Authors: Peter Newell, Jennifer Clapp, and Zoe W. Brent | Published: January 19, 2018
The race is on to deliver models of agricultural development that are viable and sustainable in a world of accelerated climate change.
The urgency derives from the fact that the food and agriculture sector is both a major contributor to climate change and especially vulnerable to its worst impacts.
Most studies estimate that between 20-35 percent of anthropogenic greenhouse gases are associated with the food and agriculture sector, while some have it as high as 50 percent.
And as drought and extreme weather events associated with climate change increase, the livelihoods of a huge proportion of the world’s population – over 2.5 billion people – who make their living from the sector are on the line.
Against this background the idea of ‘climate smart agriculture’ increasingly features in high level policy discussions.

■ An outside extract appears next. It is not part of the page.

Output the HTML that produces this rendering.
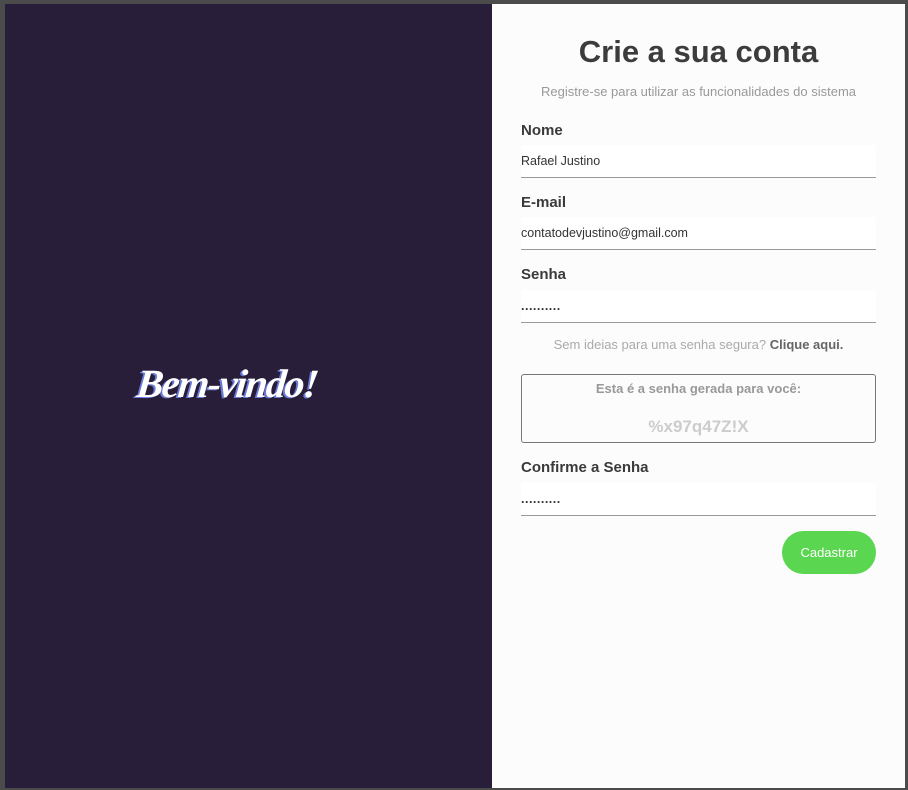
<!DOCTYPE html>
<html><head><style>
*{box-sizing:border-box;margin:0;padding:0}
body{width:908px;height:790px;background:#4b4b4b;position:relative;overflow:hidden;font-family:"Liberation Sans",sans-serif}
.left{position:absolute;left:5px;top:4px;width:487px;height:784px;background:#281e3a}
.left h1{position:absolute;left:132px;top:356px;color:#fff;font-family:"Liberation Serif",serif;font-style:italic;font-weight:bold;font-size:40px;letter-spacing:-1.5px;transform:skewX(-6deg);text-shadow:-2px 1px 0 #6a7ad8}
.right{position:absolute;left:492px;top:4px;width:413px;height:784px;background:#fcfcfc}
.t{position:absolute;width:413px;text-align:center}
label{position:absolute;left:29px;font-size:15px;font-weight:bold;color:#3a3a3a}
.in{position:absolute;left:29px;width:355px;height:33px;background:#fff;border-bottom:1px solid #999;font-size:12.5px;color:#333;padding:9px 0 0 0}
.box{position:absolute;left:29px;top:370px;width:355px;height:69px;border:1px solid #777;border-radius:3px}
.btn{position:absolute;left:290px;top:527px;width:94px;height:43px;border-radius:22px;background:#5bd651;color:#fff;font-size:13px;text-align:center;line-height:43px}
</style></head><body>
<div class="left"><h1>Bem-vindo!</h1></div>
<div class="right">
<div class="t" style="top:30px;font-size:31px;font-weight:bold;color:#3c3c3c">Crie a sua conta</div>
<div class="t" style="top:80px;font-size:13px;color:#999">Registre-se para utilizar as funcionalidades do sistema</div>
<label style="top:118px">Nome</label>
<div class="in" style="top:141px">Rafael Justino</div>
<label style="top:190px">E-mail</label>
<div class="in" style="top:213px">contatodevjustino@gmail.com</div>
<label style="top:262px">Senha</label>
<div class="in" style="top:286px;font-weight:bold;letter-spacing:0.5px">..........</div>
<div class="t" style="top:333px;font-size:13px;color:#aaa">Sem ideias para uma senha segura? <b style="color:#666">Clique aqui.</b></div>
<div class="box">
<div style="position:absolute;top:6px;width:100%;text-align:center;font-size:13px;font-weight:bold;color:#999">Esta é a senha gerada para você:</div>
<div style="position:absolute;top:42px;width:100%;text-align:center;font-size:17px;font-weight:bold;color:#ccc">%x97q47Z!X</div>
</div>
<label style="top:455px">Confirme a Senha</label>
<div class="in" style="top:479px;font-weight:bold;letter-spacing:0.5px">..........</div>
<div class="btn">Cadastrar</div>
</div>
</body></html>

Climate smart agriculture (CSA) describes interventions that generate ‘triple wins’: that make agriculture more resilient to the effects of climate change, in ways that reduce poverty and increase yields, while at the same time reducing the substantial emissions created by the agricultural sector.
These goals are widely accepted, but there are vastly different models on offer for how to achieve them, each vying to come out on top. The stakes are enormous, as the model that dominates will shape the future of agriculture for years to come.
One view, already dominant in policy circles, seeks to apply ‘fixes’ to the existing industrial model of agriculture to make it more sustainable.
This model employs a suite of modern technologies and practices including genetic engineering, biofuels, biochar, and increased use of fertilisers that will deliver a ‘sustainable intensification’ of production.
This approach is underpinned by Malthusian assumptions about growing populations and dwindling fertile land, asserting that ‘we’ need to extract more with less to sustainably ‘feed the world’.
The main champions of this dominant approach are the World Bank, UN bodies such as Food and Agriculture Organisation and the International Fund for Agriculture and Development (IFAD) and large agribusiness corporations.
They find it attractive because it requires only slight changes to business as usual, while providing new opportunities for profit.
CSA projects provide a convenient cover for attempts to introduce controversial technologies into new markets or gain access to growing markets for their products, with questionable sustainabilty impacts.